Lévy describes himself as an opportunist. Born in Paris, the eldest son of a gastro-enterologist and a teacher, he sidestepped his parents’ ambitions for him to practise medicine – “my father worked too hard” – and trained as an engineer, starting in management at France Télécom. He later worked at Matra Communication and the investment bank Oddo Pinatton, sandwiching that with two stints advising government. He worked as chief of staff to the French minister for industry between 1993 and 1994. Such closeness to government is not unusual fora French boss.
“Half the bosses I know have worked in government,” smiles Lévy. And he rebuffs suggestions that he went into Vivendi at the French government’s instigation. His motive was more mundane. He just needed another job after 9/11 knocked banking sideways.

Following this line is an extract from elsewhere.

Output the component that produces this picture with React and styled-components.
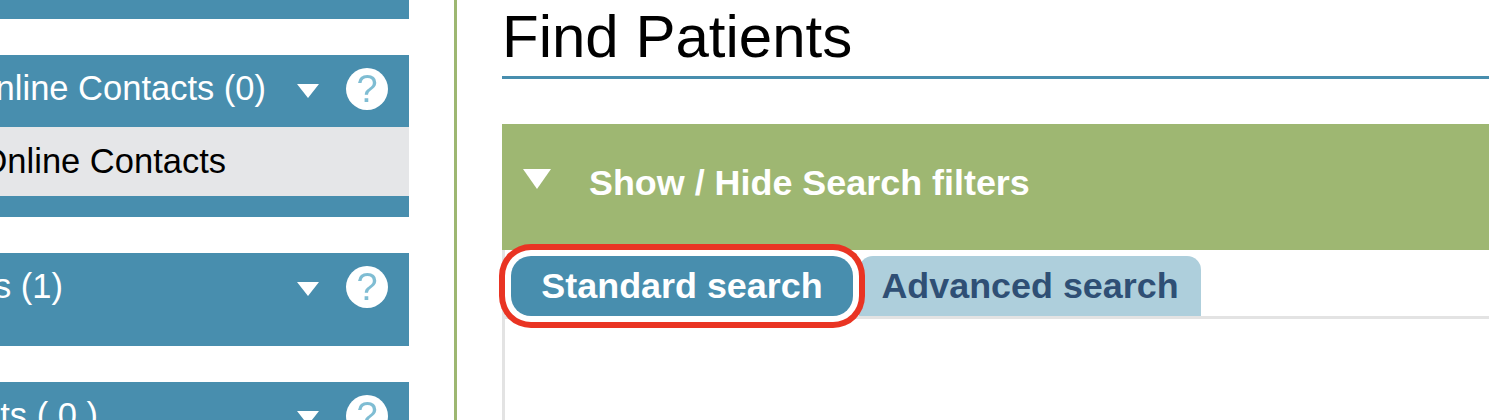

“I never thought I should manage my career, and I certainly never thought I should manage a big global firm. My objectives are always short term, one year, two years.”
But his varied experience has obviously helped. At Vivendi he wants to keep building on what he has, buying out minority stakes, adding interesting acquisitions. Could Vivendi pop up in a whole new area again? “We try and concentrate on the areas we are in, and don’t feel the pressure to find new areas, but we also feel if needed we should be able to look, why not?”
And does Vivendi’s much-touted stability mean he is in for the long haul? Yes, he says, doubly so, because everything depends on the key relationships.
But that may contradict his urge to keep finding new challenges, so watch this space. He tags himself an accidental media mogul, and he enjoys his capacity to surprise.
JEAN-BERNARD LEVY’S WORKING DAY
“I WAKE UP in my mistress’s bed,” laughs the Vivendi chief executive. “No, just joking ... at home in my Paris apartment in the 16th arrondissement, before 7am. I read Le Figaro, have breakfast and get driven to the office by 8.15.”
Jean-Bernard Lévy takes direct reports from eight executives plus the bosses of Vivendi’s five divisions. “I talk to my chief executives every week, but not every day.” He focuses on performance, appointments, strategy and communication. He travels at least one week a month. When in Paris, Lévy finishes by 9pm. “I try and get back to chat to the kids.”
VITAL STATISTICS
Born:March 18, 1955
Marital status:married, with four children
School:Lycée Pasteur, Neuilly
University:Ecole Polytechnique (Paris) and Ecole Nationale Supérieure des Télécommunications
First job:assistant, Alpa steel plant
Salary package:£640,000 plus bonus Homes:Paris, Normandy, Val d’Isère
Car:grey Renault Espace
Favourite book:Les Liaisons Dangereuses, by Pierre Choderlos de Laclos
Favourite music:Mahler
Favourite film:Jules et Jim
Favourite gadget:tuning fork
Last holiday:skiing in the Alps
DOWNTIME
JEAN-BERNARD LEVY relaxes by reading and listening to classical music. “And I watch a bit of soccer and rugby on TV. I support France and Chelsea. When I was at English boarding school, the first thing the kids asked me was ‘Tottenham or Chelsea?’ There was no Arsenal then. I chose Chelsea. I still don’t understand why.”
He also loves to ski. “I’m not a man too much for sun and water. I prefer snow and the mountains.” He is still recovering from a recent injury. “I twisted my knee. I hope I can ski again soon. That’s the only thing that wakes me at 4am, worrying.”